Cocker posing for the camera in the 90s

Britpop gave Pulp a huge push, an acceleration. We were already making decent strides, but suddenly got swept along by this huge thing that was going on. It was a stunning time—suddenly we were catapulted by this bullet that also had Oasis, Blur, Suede, Supergrass, the Manics and a load of others sitting on it.

It wasn't a genre in its own right, though that’s how it’s become regarded now. Musically, all the bands that got put into that bracket were making very different types of music—we were all almost centred by the whole thing, which was great for exposure but ultimately became more difficult to break away from. Once the Britpop ship sank, so too did a lot of the bands.

A lot was made of the 1996 Brit Awards thing, but it wasn’t really a big deal [Cocker crashed the stage during Michael Jackson's performance of "Earth Song" and was subsequently arrested].

It was the most exciting thing in what is generally a turgid affair. People think I was making some big statement—maybe I was, maybe I was just bored. I found the performance distasteful.

"People think I was making some big statement—maybe I was, maybe I was just bored."
Cocker today

In the late nineties I sometimes wrestled with the relevance of my songs versus the life I found myself leading. When you move away from a place that created you, do you lose the right to discuss it? I think there was a time when it felt like I should be writing about something different. Ultimately, I realised that most songs were about people, their emotions and experiences. When you think of it in those terms it doesn’t matter where you grew up or where you are now; we’re having those experiences every day.

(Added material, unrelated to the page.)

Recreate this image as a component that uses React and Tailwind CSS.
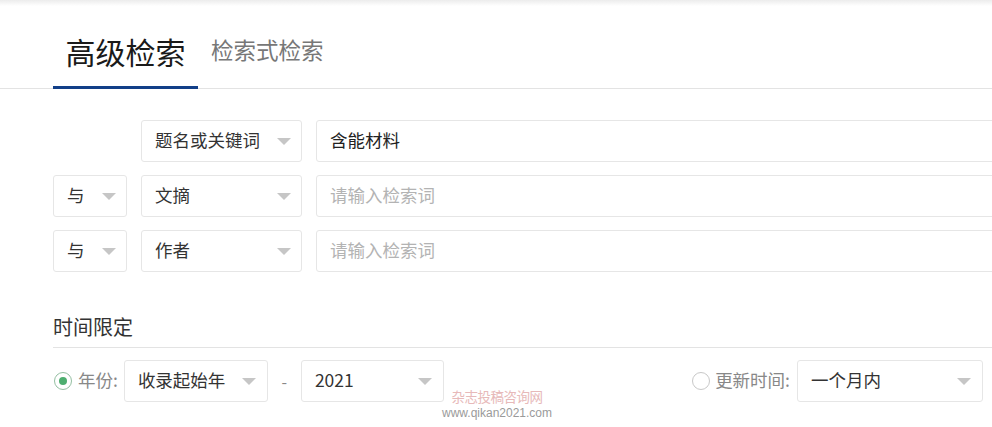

I've always loved the buzz of showcasing the work of others and for seven years I presented a show on BBC 6 Music. After so many years in the industry it was still a huge eye-opener.

I've been the only consistent member of Pulp across the band's 40-year tenure. We’ve surfed various peaks and troughs of the music industry’s popularity curve, and I think that’s the way it should be. Life would be terribly boring if it was always full of highs, or if it was always dredging along on the lows.